📄
Abstract - SALAD: Achieve High-Sparsity Attention via Efficient Linear Attention Tuning for Video Diffusion Transformer
Diffusion Transformers have recently demonstrated remarkable performance in video generation. However, the long input sequences result in high computational latency due to the quadratic complexity of full attention. Various sparse attention mechanisms have been proposed. Training-free sparse attention is constrained by limited sparsity and thus offers modest acceleration, whereas training-based methods can reach much higher sparsity but demand substantial data and computation for training. In this work, we propose SALAD, introducing a lightweight linear attention branch in parallel with the sparse attention. By incorporating an input-dependent gating mechanism to finely balance the two branches, our method attains 90% sparsity and 1.72x inference speedup, while maintaining generation quality comparable to the full attention baseline. Moreover, our finetuning process is highly efficient, requiring only 2,000 video samples and 1,600 training steps with a batch size of 8.

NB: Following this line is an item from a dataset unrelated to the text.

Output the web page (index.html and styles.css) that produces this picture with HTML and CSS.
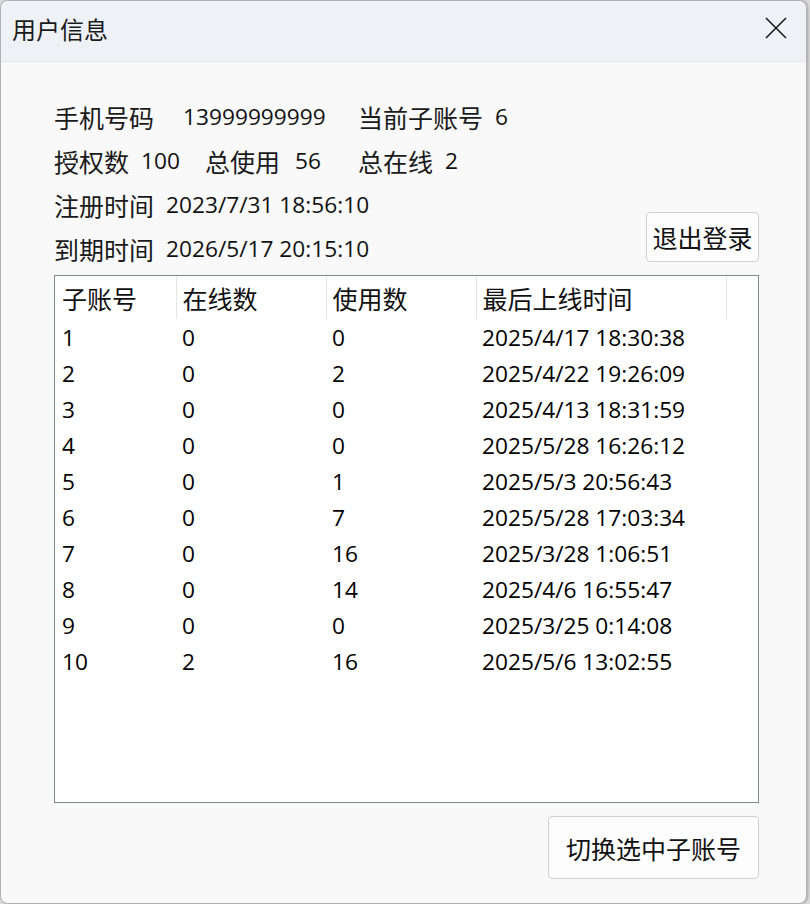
FILE: index.html
```html
<!DOCTYPE html>
<html lang="zh-CN">
<head>
  <meta charset="UTF-8">
  <title>用户信息</title>
  <link rel="stylesheet" href="styles.css">
</head>
<body>
  <div class="window">
    <!-- Title bar -->
    <div class="title-bar">
      <span class="title">用户信息</span>
      <span class="close" title="关闭">
        <svg width="22" height="22" viewBox="0 0 22 22">
          <path d="M1 1 L21 21 M21 1 L1 21" stroke="#1b1b1b" stroke-width="1.6" fill="none"/>
        </svg>
      </span>
    </div>

    <div class="content">
      <!-- Account info -->
      <div class="info">
        <div class="rows">
          <div class="row">
            <div class="field phone"><span class="label">手机号码</span><span class="value">13999999999</span></div>
            <div class="field"><span class="label">当前子账号</span><span class="value">6</span></div>
          </div>
          <div class="row">
            <div class="field auth"><span class="label">授权数</span><span class="value">100</span></div>
            <div class="field used"><span class="label">总使用</span><span class="value">56</span></div>
            <div class="field"><span class="label">总在线</span><span class="value">2</span></div>
          </div>
          <div class="row">
            <div class="field"><span class="label">注册时间</span><span class="value">2023/7/31 18:56:10</span></div>
          </div>
          <div class="row">
            <div class="field"><span class="label">到期时间</span><span class="value">2026/5/17 20:15:10</span></div>
          </div>
        </div>
        <button class="btn logout">退出登录</button>
      </div>

      <!-- Sub accounts -->
      <div class="list">
        <table>
          <colgroup>
            <col style="width:121px">
            <col style="width:150px">
            <col style="width:150px">
            <col style="width:250px">
            <col>
          </colgroup>
          <thead>
            <tr>
              <th>子账号</th>
              <th>在线数</th>
              <th>使用数</th>
              <th>最后上线时间</th>
              <th class="filler"></th>
            </tr>
          </thead>
          <tbody>
            <tr><td>1</td><td>0</td><td>0</td><td>2025/4/17 18:30:38</td><td></td></tr>
            <tr><td>2</td><td>0</td><td>2</td><td>2025/4/22 19:26:09</td><td></td></tr>
            <tr><td>3</td><td>0</td><td>0</td><td>2025/4/13 18:31:59</td><td></td></tr>
            <tr><td>4</td><td>0</td><td>0</td><td>2025/5/28 16:26:12</td><td></td></tr>
            <tr><td>5</td><td>0</td><td>1</td><td>2025/5/3 20:56:43</td><td></td></tr>
            <tr><td>6</td><td>0</td><td>7</td><td>2025/5/28 17:03:34</td><td></td></tr>
            <tr><td>7</td><td>0</td><td>16</td><td>2025/3/28 1:06:51</td><td></td></tr>
            <tr><td>8</td><td>0</td><td>14</td><td>2025/4/6 16:55:47</td><td></td></tr>
            <tr><td>9</td><td>0</td><td>0</td><td>2025/3/25 0:14:08</td><td></td></tr>
            <tr><td>10</td><td>2</td><td>16</td><td>2025/5/6 13:02:55</td><td></td></tr>
          </tbody>
        </table>
      </div>

      <div class="footer">
        <button class="btn switch">切换选中子账号</button>
      </div>
    </div>
  </div>
</body>
</html>
```

FILE: styles.css
```css
/* Reset */
* {
  margin: 0;
  padding: 0;
  box-sizing: border-box;
}

body {
  font-family: "Open Sans", "Noto Sans CJK SC", sans-serif;
  font-size: 22.7px;
  color: #111;
  background-color: #dcdcdc;
  width: 810px;
  height: 904px;
  overflow: hidden;
}

/* Window frame */
.window {
  width: 807px;
  height: 904px;
  border: 1px solid #b0b0b0;
  border-radius: 8px;
  background-color: #f9f9f9;
  overflow: hidden;
  display: flex;
  flex-direction: column;
  box-shadow: 1px 0 3px rgba(0, 0, 0, 0.25);
}

/* Title bar */
.title-bar {
  height: 61px;
  flex-shrink: 0;
  background-color: #eef2f7;
  border-bottom: 1px solid #e4e6e9;
  display: flex;
  align-items: center;
  justify-content: space-between;
  padding: 0 19px 0 11px;
}

.title {
  font-size: 24px;
  color: #1a1a1a;
  margin-top: -6px;
}

.close {
  display: flex;
  margin-top: -6px;
}

/* Content */
.content {
  flex: 1;
  padding: 0 47px 0 53px;
  display: flex;
  flex-direction: column;
}

.info {
  display: flex;
  justify-content: space-between;
  padding-top: 33px;
}

.row {
  display: flex;
  height: 44px;
  align-items: center;
}

.label {
  font-size: 25px;
  color: #1a1a1a;
}

.value {
  margin-top: -1px;
}

.field {
  display: flex;
  align-items: center;
  gap: 12px;
}

.field.phone {
  width: 304px;
  gap: 29px;
}

.field.auth {
  width: 151px;
}

.field.used {
  width: 153px;
  gap: 15px;
}

.btn {
  font-family: "Open Sans", "Noto Sans CJK SC", sans-serif;
  font-size: 25px;
  color: #111;
  background-color: #fdfdfd;
  border: 1px solid #d0d0d0;
  border-radius: 4px;
}

.logout {
  align-self: flex-end;
  width: 113px;
  height: 50px;
  margin-bottom: 9px;
}

/* Sub account list */
.list {
  margin-top: 4px;
  height: 528px;
  border: 1px solid #838790;
  background-color: #fff;
  overflow: hidden;
}

table {
  width: 100%;
  border-collapse: collapse;
  table-layout: fixed;
}

th {
  font-size: 25px;
  font-weight: normal;
  text-align: left;
  height: 43px;
  padding: 0 6px;
  color: #111;
  border-right: 1px solid #e5e5e5;
}

th:first-child {
  padding-left: 7px;
}

th.filler {
  border-right: none;
}

td {
  height: 36px;
  padding: 0 6px;
  white-space: nowrap;
  color: #000;
}

td:first-child {
  padding-left: 7px;
}

/* Footer */
.footer {
  display: flex;
  justify-content: flex-end;
  padding-top: 13px;
}

.switch {
  width: 211px;
  height: 63px;
}
```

SALAD:通过高效的线性注意力微调实现视频扩散Transformer的高稀疏性注意力 /
SALAD: Achieve High-Sparsity Attention via Efficient Linear Attention Tuning for Video Diffusion Transformer
1️⃣ 一句话总结
这篇论文提出了一种名为SALAD的新方法,通过在视频生成模型中巧妙地结合稀疏注意力和一个轻量级的线性注意力分支,并用一个智能门控机制来动态平衡两者,从而在几乎不损失生成质量的前提下,大幅提升了模型的计算效率,实现了90%的注意力稀疏度和1.72倍的推理加速,而且所需的训练数据和计算量非常少。